Menutup sambutannya, Menag mengatakan bahwa toleransi harus disikapi oleh hati nurani. Untuk itu, tidak semestinya memaksa pihak lain untuk mengerti diri kita sendiri, karena perbedaan itu “sunatullah”, pemberian Tuhan .

Sebelumnya, Ketua Panitia Siswo Mulyantono menyampaikan, bahwa kegiatan ini merupakan wadah untuk menuangkan ide atau gagasan tentang toleransi yang harus terus dikampanyekan kepada generasi muda.

“Kenapa generasi muda, karena jumlah survei menemukan intoleransi dan radikalisme cukup tinggi di kalangan anak muda,” ucap Siswo.

Pemikiran Ahmad Wahib menjadi inspirasi kaum muda terkait pluralisme dan toleransi, sesuai dengan catatan hariannya. Oleh karena itu, pemikiran Wahib perlu diperluas dan diperkenalkan kepada khalayak umum, karena catatan hariannya bisa dibuat untuk berdiskusi dan mengajak siapapun yang membacanya untuk berpikir merdeka dan menghormati mereka yang berbeda.

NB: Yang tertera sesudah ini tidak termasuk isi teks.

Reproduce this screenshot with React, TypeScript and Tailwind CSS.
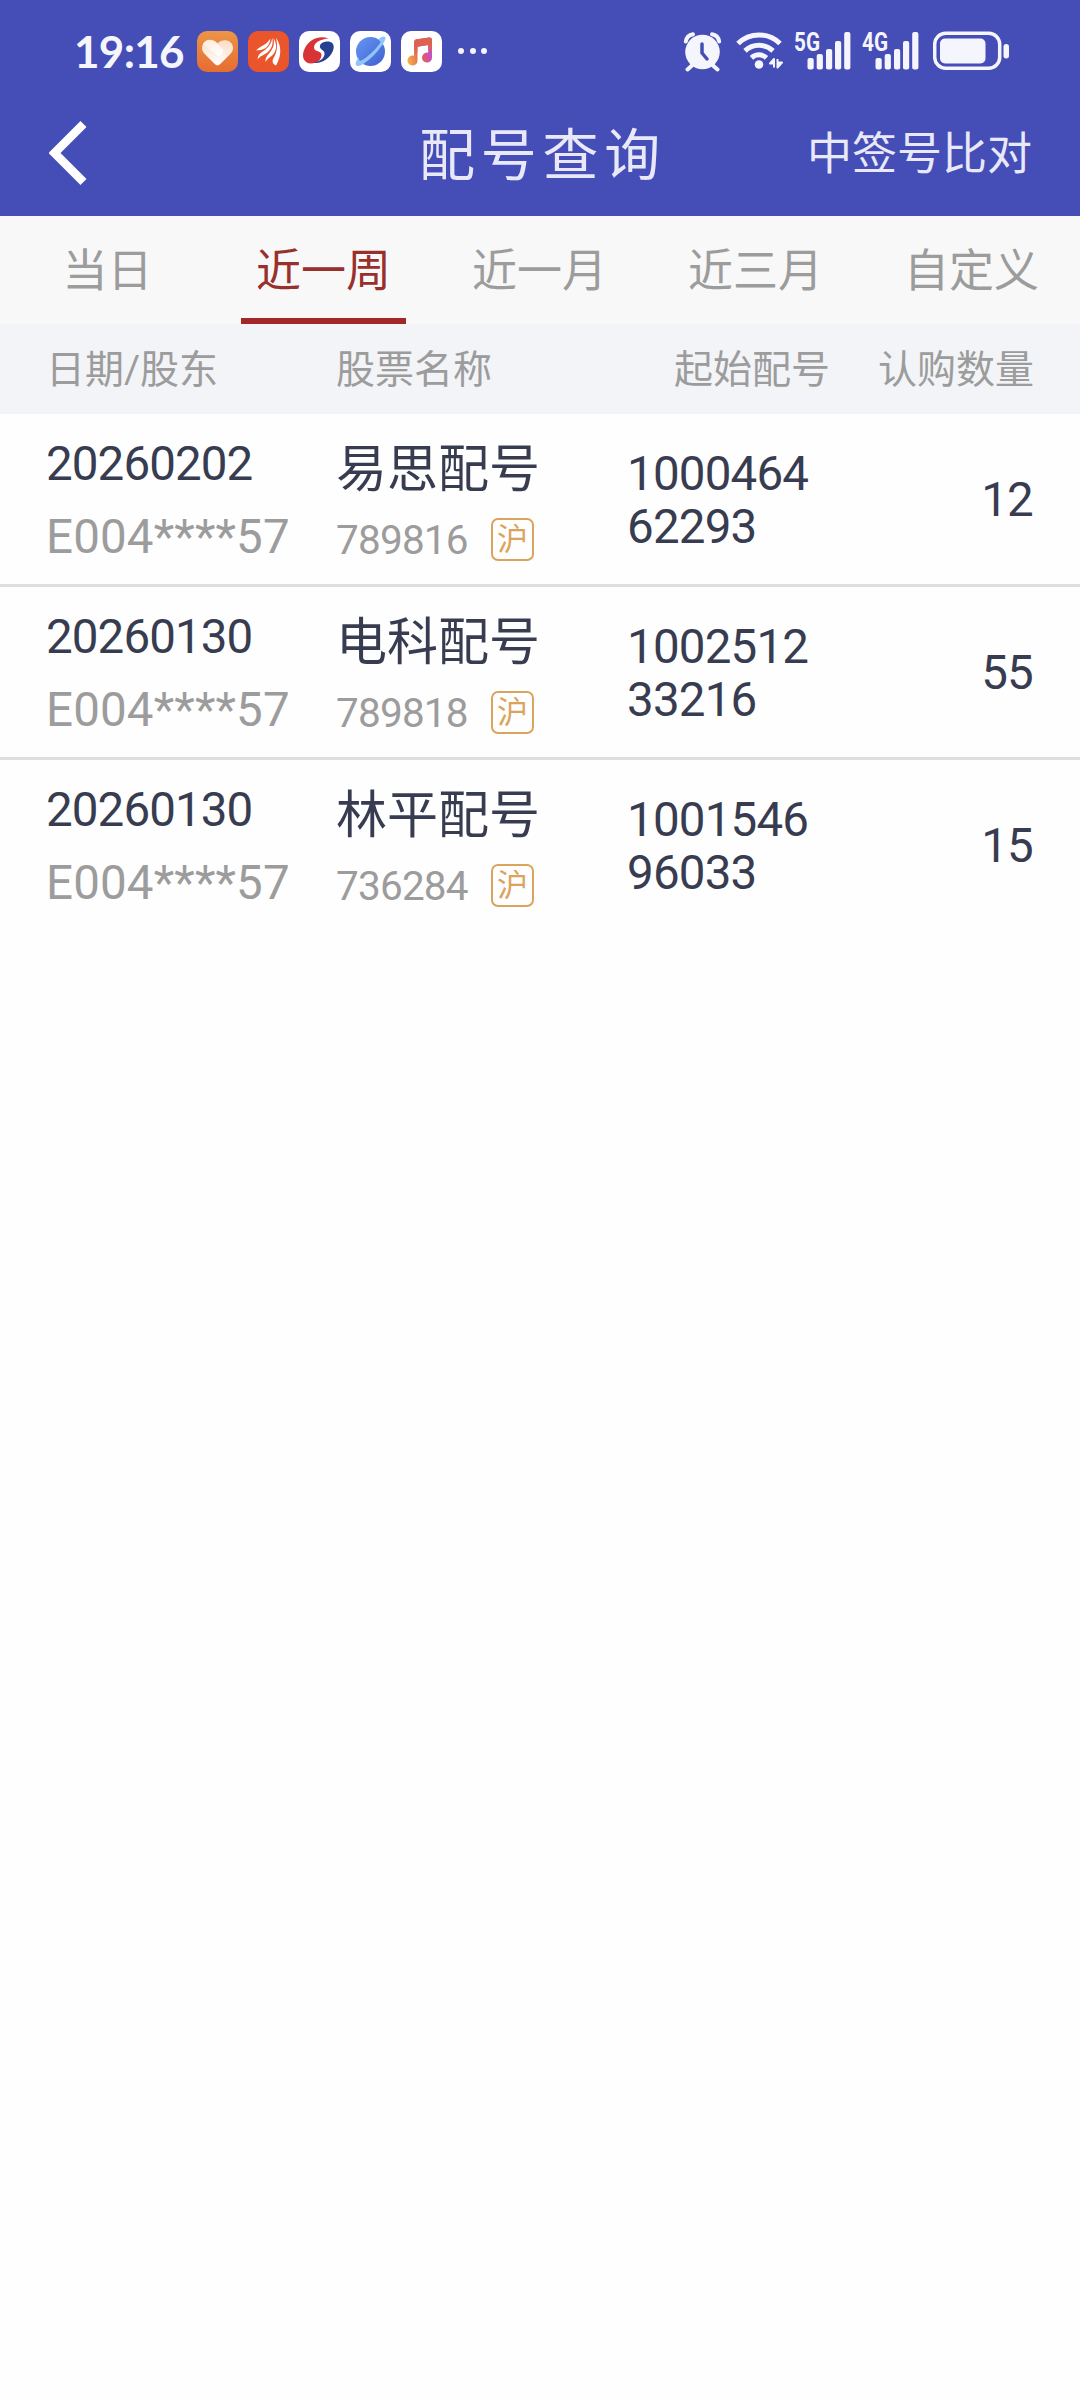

Siswo berharap sayembara ini dapat melahirkan karya-karya terbaik sebagai sumber inspirasi dan toleransi seperti Ahmad Wahid. Sayembara ini adalah program dua tahunan yang diselenggarakan oleh wakaf Paramadina di bawah PUSAD dengan peserta 258 yang terdiri atas peserta esai 166 org, peserta blog 82 orang.

Sebanyak 173 laki-laki dan 125 perempuan. Kebanyakan peserta adalah mahasiswa di universitas, lalu pelajar di SMA dan SMK.